Come nella vita, anche nel cinema il tempismo può essere tutto. Non sono rare storie di film poi diventati cult che tuttavia sono usciti in periodi storici sbagliati (Donnie Darko, nelle sale sei settimane dopo l’11 settembre 2001) o si sono ritrovati accanto una concorrenza spietata (Basil l’investigatopo e Fievel sbarca in America, usciti a poca distanza l’uno dall’altro). Nel caso di Elemental e per spiegare la tiepida accoglienza di pubblico e critica, è un mix di entrambe le cose. Il nuovo film Pixar, però, merita attenzione e un applauso per il non banale approccio alla materia e ad un genere raramente trattato nel mondo dell’animazione.
Elemental è una storia d’amore nella sua accezione più ampia, nella città degli elementi in cui convivono terra, aria e acqua, mentre i fuochesi sono invece relegati ai margini, in una sorta di ghetto o Little Fire. Qui vivono Ember e la sua famiglia, proprietaria di un negozio di prodotti alimentari destinati proprio a persone come loro. Il sogno di Ember, sulla carta, è ereditare il negozio dallo stanco e quasi spento padre, ma sulla sua strada incontra un piagnucolone ispettore del comune, l’acquatico Wade, costretto dal suo lavoro a far chiudere il negozio per alcune irregolarità. Il loro incontro/scontro li porterà sempre più vicini, per provare a salvare il negozio e dare risposta pratica al più celebre detto sull’amore: gli opposti si attraggono davvero? E c’è speranza di felicità, per loro?
Diretto da Peter Sohn (già scottato dal flop de Il viaggio di Arlo), Elemental è un film in cui il titolo è tutto un proverbiale programma, una sorta di nomen omen: la narrazione è ridotta ai termini essenziali, una pura e semplice rom-com quasi anacronistica rispetto alla complessità del gusto moderno. Questo è il primo ostacolo al suo successo: paragonato con il contemporaneo Spider-Man: Across the Spider-Verse, Elemental va esattamente dalla parte opposta per ritmi, intreccio e profondità, ricordandoci che non di soli Multiversi e abbaglianti effetti visivi vive l’animazione.
Lo dimostra, per esempio, la scelta di rinunciare a veri elementi di antagonismo esterno: il world building di Elemental non è poi molto diverso da quello di Zootropolis, entrambi sono ambientati in città popolate da varie identità dalla difficile convivenza, ma rispetto alla trama a suo modo thriller del Classico Disney, il film Pixar resta sulla superficie e si limita a raccontare una storia d’amore a vari livelli.
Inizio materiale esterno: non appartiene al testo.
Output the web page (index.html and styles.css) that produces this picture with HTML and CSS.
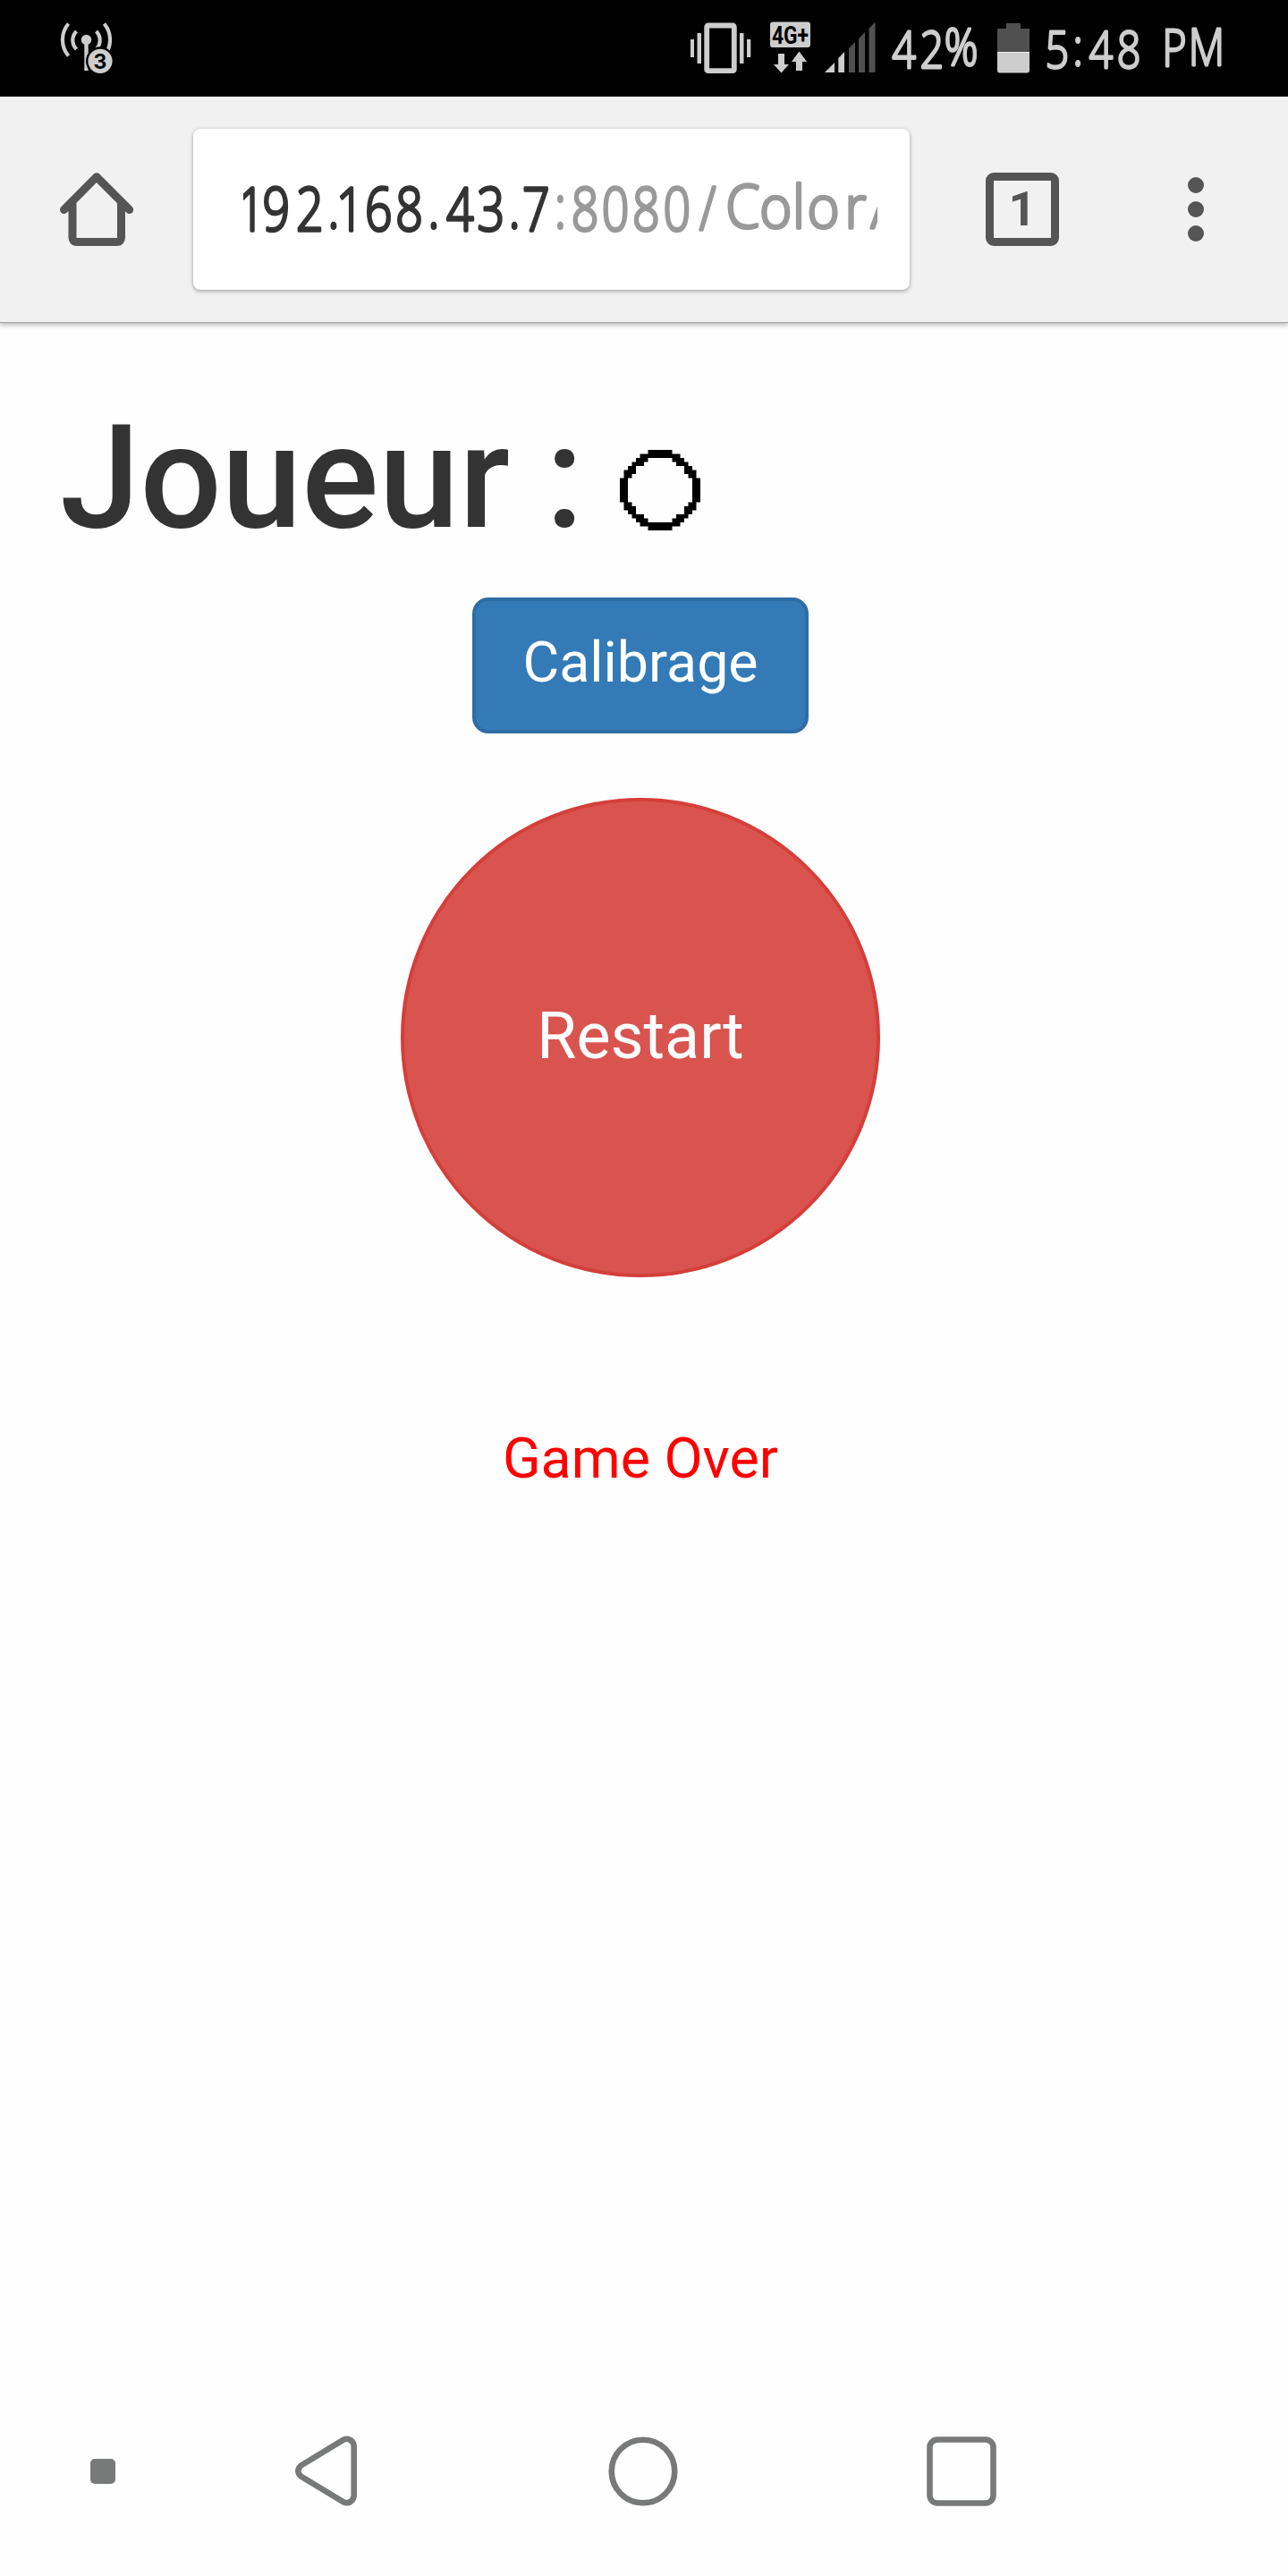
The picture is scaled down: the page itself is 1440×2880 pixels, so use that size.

Verso gli altri ma soprattutto verso se stessi: Ember non deve solo capire quale sia il suo posto nella città, ma anche i suoi veri sentimenti verso la strada tracciata dai genitori e dalla sé bambina. Nessun villain, nessun piano malvagio da sventare: “Solo un ragazzo d’acqua che sta di fronte ad una ragazza di fuoco e le sta chiedendo di amarlo“, per parafrasare un caposaldo della commedia romantica come Notting Hill.
Il primo tema si mescola poi con alcune sotto-trame altrettanto evidenti e che tuttavia nel periodo storico attuale (secondo ostacolo) in cui ogni tentativo di parlare di inclusione, accettazione dell’altro ed empatia viene tacciato di essere espressione di una presunta agenda globalista “woke”, rischiano di compromettere la percezione di Elemental e le sue intenzioni. La storia della famiglia di Ember è chiaramente una storia di migranti: una Sacra Famiglia che ha lasciato la Terra del Fuoco in cerca di futuro e che dopo un viaggio in nave cerca riparo di porta in porta. Il modo in cui vengono isolati e tacciati gli elementali di fuoco, inoltre, è altrettanto chiaramente un tentativo di parlare di razzismo, inclusività e altri temi all’ordine del giorno e sui quali per molti versi ancora oggi c’è profondo disaccordo sociale.
Elemental si trova quindi a camminare su un filo narrativo sottile che divide la semplicità dalla retorica: non vuole creare complesse trame e neppure appesantire il dibattito politico-sociale, ma limitarsi a mettere in (bellissima) scena e con umorismo una storia d’amore tra elementi opposti, veicolando l’idea e la suggestione che pure acqua e fuoco possano coesistere. Una suggestione che, uscendo dalla metafora, vuole forse ricordare che nella realtà di tutti i giorni queste differenze elementali non esistono e che omnia amor vincit.